Tomato Catsup—No. 1.

1 gallon tomatoes strained through a sieve, 3 tablespoons salt, 3 of ground mustard, 1 of allspice, 1 of cloves, 1 of red pepper. Simmer slowly three or four hours. Let cool, then add 1 pint of vinegar and 1 bottle brandy. Bottle and seal tight.

Tomato Catsup—No. 2.

2 quarts skinned tomatoes, 2 tablespoons salt, 2 of black pepper, 1 of allspice, 4 pods red pepper or a little cayenne, 2 tablespoons mustard. Mix and rub these thoroughly together, and stew them slowly in 1 pint of vinegar three hours. Then strain the liquor through a sieve and simmer it down to one quart of catsup.
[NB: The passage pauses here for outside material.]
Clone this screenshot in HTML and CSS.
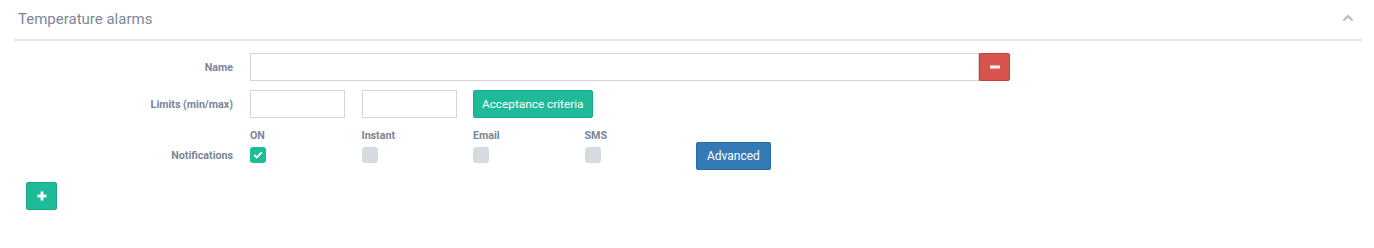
FILE: index.html
```html
<!DOCTYPE html>
<html lang="en">
<head>
    <meta charset="UTF-8">
    <title>Temperature alarms</title>
    <link rel="stylesheet" href="styles.css">
</head>
<body>
    <div class="panel">
        <div class="panel-header">
            <span class="panel-title">Temperature alarms</span>
            <svg class="chevron" width="12" height="8" viewBox="0 0 12 8"><path d="M1.5 6.5 L6 2 L10.5 6.5" fill="none" stroke="#b8bec6" stroke-width="2.2"/></svg>
        </div>

        <div class="alarm">
            <div class="form-row">
                <label class="row-label">Name</label>
                <div class="input-group">
                    <input type="text" class="name-input">
                    <button class="btn btn-danger btn-icon">
                        <svg width="12" height="12" viewBox="0 0 12 12"><rect x="1" y="4.5" width="10" height="3" fill="#fff"/></svg>
                    </button>
                </div>
            </div>

            <div class="form-row">
                <label class="row-label">Limits (min/max)</label>
                <div class="cols">
                    <input type="text" class="small-input">
                    <input type="text" class="small-input">
                    <button class="btn btn-success btn-criteria">Acceptance criteria</button>
                </div>
            </div>

            <div class="form-row notif-row">
                <label class="row-label">Notifications</label>
                <div class="cols">
                    <div class="check-col">
                        <span class="check-title">ON</span>
                        <span class="checkbox checked">
                            <svg width="10" height="8" viewBox="0 0 10 8"><path d="M1.2 4 L3.8 6.4 L8.8 1.4" fill="none" stroke="#fff" stroke-width="1.8"/></svg>
                        </span>
                    </div>
                    <div class="check-col">
                        <span class="check-title">Instant</span>
                        <span class="checkbox"></span>
                    </div>
                    <div class="check-col">
                        <span class="check-title">Email</span>
                        <span class="checkbox"></span>
                    </div>
                    <div class="check-col">
                        <span class="check-title">SMS</span>
                        <span class="checkbox"></span>
                    </div>
                    <div class="check-col advanced-col">
                        <button class="btn btn-primary">Advanced</button>
                    </div>
                </div>
            </div>
        </div>

        <button class="btn btn-success btn-icon add-btn">
            <svg width="12" height="12" viewBox="0 0 12 12"><rect x="1.5" y="4.6" width="9" height="2.8" fill="#fff"/><rect x="4.6" y="1.5" width="2.8" height="9" fill="#fff"/></svg>
        </button>
    </div>
</body>
</html>
```

FILE: styles.css
```css
body {
    margin: 0;
    font-family: Roboto, "Liberation Sans", sans-serif;
    background: #fff;
    color: #333;
}
.panel {
    margin: 0 12px 0 14px;
}
.panel-header {
    display: flex;
    align-items: center;
    justify-content: space-between;
    height: 39px;
    border-bottom: 2px solid #e7e8ef;
    padding: 0 8px 0 4px;
}
.panel-title {
    font-size: 15px;
    color: #7b8898;
    margin-top: -1px;
}
.chevron {
    margin-top: -3px;
}
.alarm {
    padding-top: 12px;
}
.form-row {
    display: flex;
    align-items: center;
    margin-bottom: 9px;
}
.row-label {
    width: 219px;
    margin-right: 17px;
    padding-top: 1px;
    text-align: right;
    font-size: 10.7px;
    font-weight: bold;
    color: #7a8595;
}
.input-group {
    display: flex;
}
input {
    box-sizing: border-box;
    height: 28px;
    border: 1px solid #d5d5d5;
    padding: 4px 8px;
    font-family: inherit;
    outline: none;
}
.name-input {
    width: 729px;
}
.small-input {
    width: 95px;
}
.cols {
    display: grid;
    grid-template-columns: repeat(5, 95.5px);
    column-gap: 16px;
    align-items: center;
}
.cols > .btn {
    justify-self: start;
}
.btn {
    box-sizing: border-box;
    height: 28px;
    border: none;
    border-radius: 2px;
    padding: 0 10px;
    font-family: inherit;
    font-size: 12px;
    color: #fff;
    cursor: pointer;
    white-space: nowrap;
}
.btn-criteria {
    padding: 0 8px;
    font-size: 11.8px;
}
.btn-success {
    background-color: #1fbb99;
    border: 1px solid #19a889;
}
.btn-danger {
    background-color: #d9534f;
    border: 1px solid #c9403c;
}
.btn-primary {
    background-color: #337ab7;
    border: 1px solid #2a6aa2;
}
.btn-icon {
    width: 31px;
    min-height: 28px;
    padding: 0;
    display: flex;
    align-items: center;
    justify-content: center;
}
.input-group .btn-icon {
    border-radius: 0 2px 2px 0;
}
.notif-row {
    margin-top: 9px;
    align-items: flex-end;
}
.notif-row .row-label {
    margin-bottom: 1px;
}
.check-col {
    display: flex;
    flex-direction: column;
    align-items: flex-start;
}
.check-title {
    font-size: 10.7px;
    font-weight: bold;
    color: #7a8595;
    margin-bottom: 5px;
    padding-top: 2px;
}
.checkbox {
    width: 16px;
    height: 16px;
    border-radius: 3px;
    background-color: #d6dbe0;
    display: flex;
    align-items: center;
    justify-content: center;
}
.checkbox.checked {
    background-color: #1fbb99;
}
.advanced-col {
    align-self: end;
    margin-bottom: -7px;
}
.add-btn {
    margin: 19px 0 0 12px;
}
```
Bottle and cork tight.

Cucumber Pickles.

Soak the cucumbers in strong brine over night; in the morning scald a few at a time in a little vinegar, covering tight and stirring often. As they are done, put in bottles, with one or two peppers in each one, and pour over the following scalding vinegar and seal: To 3 quarts of vinegar add 4 cups of sugar, 1 handful of white mustard seed, 1 of stick cinnamon, half the quantity of whole cloves, and a small piece of alum.

Sweet Pickled Figs.

To 7 pounds of ripe figs make a syrup of 3 pounds sugar, 1 quart vinegar, a small handful of whole cloves, and boil five minutes. Remove and set away to cool. The second day the syrup must be drained off and poured over figs boiling hot; let them stand two days more, drain off syrup and heat again. Just before it boils put figs in and let all boil up together. Put in air-tight jars. Sugar for sweet pickles should always be rich brown sugar.

Sweet Pickled Peaches.

7 pounds peaches, 3 pounds brown sugar, 1 quart vinegar, 1 ounce cinnamon; 3 cloves in each peach. Make the syrup and cook peaches till tender; boil down syrup and pour over the peaches.